As Charles-Edouard is a man-child driven by his libido above all else, it is hardly surprising that his son, Sigi, easily outwits him. Sigi likes his parents being separated – it means that all the potential new husbands and wives in their lives have to seek his approval, and approval means treats. He is spoilt rotten and frustrates Charles-Edouard’s lacklustre attempts to woo his wife into returning to France by simply not delivering his messages. Potential suitors for his mother’s newly available hand are equally easily disposed of given Sigi’s veto over their selection. Balls are attended, afternoon tea is drunk, French properties left unlooted by the Nazis are toured, and of course assignations are conducted more or less in the open. The comedy is dated, and I suspect it felt so even in the early 1950’s when the novel was first published, being more suited to the carefree times of the 20’s and 30’s.

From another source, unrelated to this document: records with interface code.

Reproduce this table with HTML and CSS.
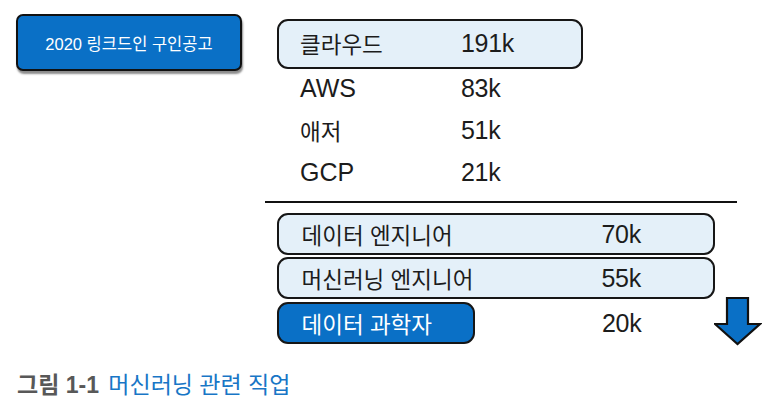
FILE: index.html
```html
<!DOCTYPE html>
<html lang="ko">
<head>
<meta charset="utf-8">
<link rel="stylesheet" href="styles.css">
</head>
<body>
<div class="page">
  <div class="top">
    <div class="side">
      <div class="badge">2020 링크드인 구인공고</div>
    </div>
    <div class="main">
      <div class="cloud">
        <div class="row boxed"><span class="lbl">클라우드</span><span class="num">191k</span></div>
        <div class="row plain"><span class="lbl en">AWS</span><span class="num">83k</span></div>
        <div class="row plain"><span class="lbl">애저</span><span class="num">51k</span></div>
        <div class="row plain"><span class="lbl en">GCP</span><span class="num">21k</span></div>
      </div>
      <div class="rule"></div>
      <div class="jobs">
        <div class="jrow boxed"><span class="lbl">데이터 엔지니어</span><span class="num">70k</span></div>
        <div class="jrow boxed"><span class="lbl">머신러닝 엔지니어</span><span class="num">55k</span></div>
        <div class="jrow open">
          <span class="lbl dark">데이터 과학자</span><span class="num">20k</span>
          <svg class="arrow" width="48" height="50" viewBox="0 0 48 50">
            <polygon points="13,2 34,2 34,28 46,28 23.5,48 1,28 13,28" fill="#0a70c6" stroke="#111" stroke-width="2.2" stroke-linejoin="miter"/>
          </svg>
        </div>
      </div>
    </div>
  </div>
  <p class="caption"><span class="fig">그림 1-1</span> <span class="title">머신러닝 관련 직업</span></p>
</div>
</body>
</html>
```

FILE: styles.css
```css
html, body {
  margin: 0;
  padding: 0;
  background: #fff;
}
body {
  font-family: "Liberation Sans", "Noto Sans CJK KR", sans-serif;
  color: #1c1c1c;
}
.page {
  width: 771px;
  height: 403px;
  box-sizing: border-box;
  padding: 14px 0 0 16px;
  display: flex;
  flex-direction: column;
}
.top {
  display: flex;
  align-items: flex-start;
}
.side {
  width: 249px;
  flex: none;
}
.badge {
  width: 226px;
  height: 57px;
  box-sizing: border-box;
  background: #0a70c6;
  border: 2px solid #111;
  border-radius: 7px;
  box-shadow: 1px 3px 2px rgba(0, 0, 0, 0.45);
  color: #fff;
  font-size: 16.5px;
  display: flex;
  align-items: center;
  justify-content: center;
  padding-top: 1px;
}
.main {
  width: 497px;
  display: flex;
  flex-direction: column;
}
.cloud {
  margin-left: 12px;
  margin-top: 5px;
  display: flex;
  flex-direction: column;
}
.row {
  display: flex;
  align-items: center;
}
.row.boxed {
  width: 306px;
  height: 50px;
  box-sizing: border-box;
  border: 2.5px solid #161616;
  border-radius: 11px;
  background: #e4f0f9;
  padding-left: 21px;
  padding-bottom: 2px;
}
.row.plain {
  height: 42px;
  padding-left: 23px;
  padding-bottom: 4px;
  box-sizing: border-box;
}
.lbl {
  font-size: 22.5px;
  font-family: "Noto Sans CJK KR", sans-serif;
  white-space: nowrap;
}
.lbl.en {
  font-family: "Liberation Sans", sans-serif;
  font-size: 25px;
}
.row .lbl {
  width: 161px;
  flex: none;
}
.num {
  font-size: 25px;
  letter-spacing: -0.3px;
}
.rule {
  height: 2px;
  width: 472px;
  background: #111;
  margin-top: 6px;
}
.jobs {
  margin-top: 10px;
  margin-left: 12px;
  display: flex;
  flex-direction: column;
  gap: 2px;
}
.jrow {
  display: flex;
  align-items: center;
  height: 42px;
  box-sizing: border-box;
}
.jrow.boxed {
  width: 438px;
  border: 2.5px solid #161616;
  border-radius: 11px;
  background: #e4f0f9;
  padding-left: 22.5px;
}
.jrow.boxed .lbl {
  width: 300px;
  flex: none;
}
.jrow.open {
  width: 485px;
  margin-top: 1px;
}
.lbl.dark {
  width: 198px;
  height: 42px;
  box-sizing: border-box;
  flex: none;
  background: #0a70c6;
  color: #fff;
  border: 2.5px solid #161616;
  border-radius: 11px;
  padding-left: 22.5px;
  display: flex;
  align-items: center;
}
.jrow.open .num {
  margin-left: 127px;
}
.arrow {
  margin-left: auto;
  flex: none;
  margin-top: -4px;
}
.caption {
  margin: 22px 0 0 1px;
  font-size: 23px;
  font-family: "Liberation Sans", "Noto Sans CJK KR", sans-serif;
}
.fig {
  color: #585858;
  font-weight: bold;
}
.title {
  color: #1876c6;
  margin-left: 3px;
}
```
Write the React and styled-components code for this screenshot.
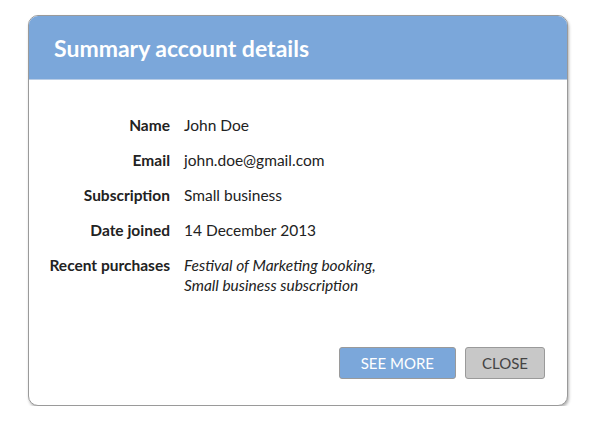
import React from "react";
import styled, { createGlobalStyle } from "styled-components";

const Global = createGlobalStyle`
  body {
    margin: 0;
    background: #fff;
    font-family: "Lato", "Noto Sans", sans-serif;
  }
`;

const Page = styled.div`
  padding: 15px 0 0 28px;
`;

const Dialog = styled.div`
  width: 538px;
  height: 389px;
  border: 1px solid #9a9a9a;
  border-radius: 10px;
  box-shadow: 1px 2px 3px rgba(0, 0, 0, 0.3);
  overflow: hidden;
  display: flex;
  flex-direction: column;
  background: #fff;
`;

const Header = styled.header`
  height: 63px;
  background: #7ba7da;
  border-bottom: 1px solid #b9cde6;
  display: flex;
  align-items: center;
  padding-left: 25px;
`;

const Title = styled.h1`
  margin: 0;
  color: #fff;
  font-size: 23px;
  font-weight: 700;
`;

const Details = styled.dl`
  margin: 0;
  padding: 35px 0 0;
  display: grid;
  grid-template-columns: 141px 1fr;
  column-gap: 14px;
  row-gap: 15px;
  font-size: 15.5px;
  line-height: 20px;
  color: #222;
`;

const Label = styled.dt`
  text-align: right;
  font-weight: 700;
`;

const Value = styled.dd`
  margin: 0;
  font-style: ${(p) => (p.italic ? "italic" : "normal")};
`;

const Footer = styled.div`
  margin-top: auto;
  display: flex;
  justify-content: flex-end;
  gap: 9px;
  padding: 0 22px 26px 0;
`;

const Button = styled.button`
  height: 32px;
  padding: 0 ${(p) => p.pad}px;
  border: 1px solid #9a9a9a;
  border-radius: 3px;
  background: ${(p) => (p.primary ? "#7ba7da" : "#c8c8c8")};
  color: ${(p) => (p.primary ? "#fff" : "#444")};
  font-family: inherit;
  font-size: 15px;
  text-transform: uppercase;
`;

const rows = [
  ["Name", "John Doe"],
  ["Email", "john.doe@gmail.com"],
  ["Subscription", "Small business"],
  ["Date joined", "14 December 2013"],
];

export default function App() {
  return (
    <Page>
      <Global />
      <Dialog>
        <Header>
          <Title>Summary account details</Title>
        </Header>
        <Details>
          {rows.map(([k, v]) => (
            <React.Fragment key={k}>
              <Label>{k}</Label>
              <Value>{v}</Value>
            </React.Fragment>
          ))}
          <Label>Recent purchases</Label>
          <Value italic>
            Festival of Marketing booking,
            <br />
            Small business subscription
          </Value>
        </Details>
        <Footer>
          <Button primary pad={21}>See more</Button>
          <Button pad={16}>Close</Button>
        </Footer>
      </Dialog>
    </Page>
  );
}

I even wonder whether this might have been a returned-to manuscript from the 30’s, updated with scant details of the slightly longer second world war?

The only indication we are in post-war Europe is a short discussion on homosexuality. Dexter, an obnoxious American, (it is almost a given that Americans in novels of this kind are obnoxious) is ranting about the link between homosexuality, which he calls ‘perversion’, and communism. Hughie, who by this point in the novel has overcome his break-up with Grace and is courting Albertine, who is one of Charles-Edouard’s mistresses. replies “But, old thing, they’re not sick. They just happen to like boys better than girls. You can’t blame them for that, it’s awfully inconvenient, and they’d give anything to be different if they could…I probably know more about them than you, having been at Eton and Oxford“. The revelation towards the end of the novel, that Dexter was a Russian spy and life-long communist, further undermines his credibility as a judge of public morality. Other than this brief defence of ‘perversion’ the social attitudes prevalent throughout the novel are those of earlier decades, when the Mitford’s had some relevance beyond historians of English class identities.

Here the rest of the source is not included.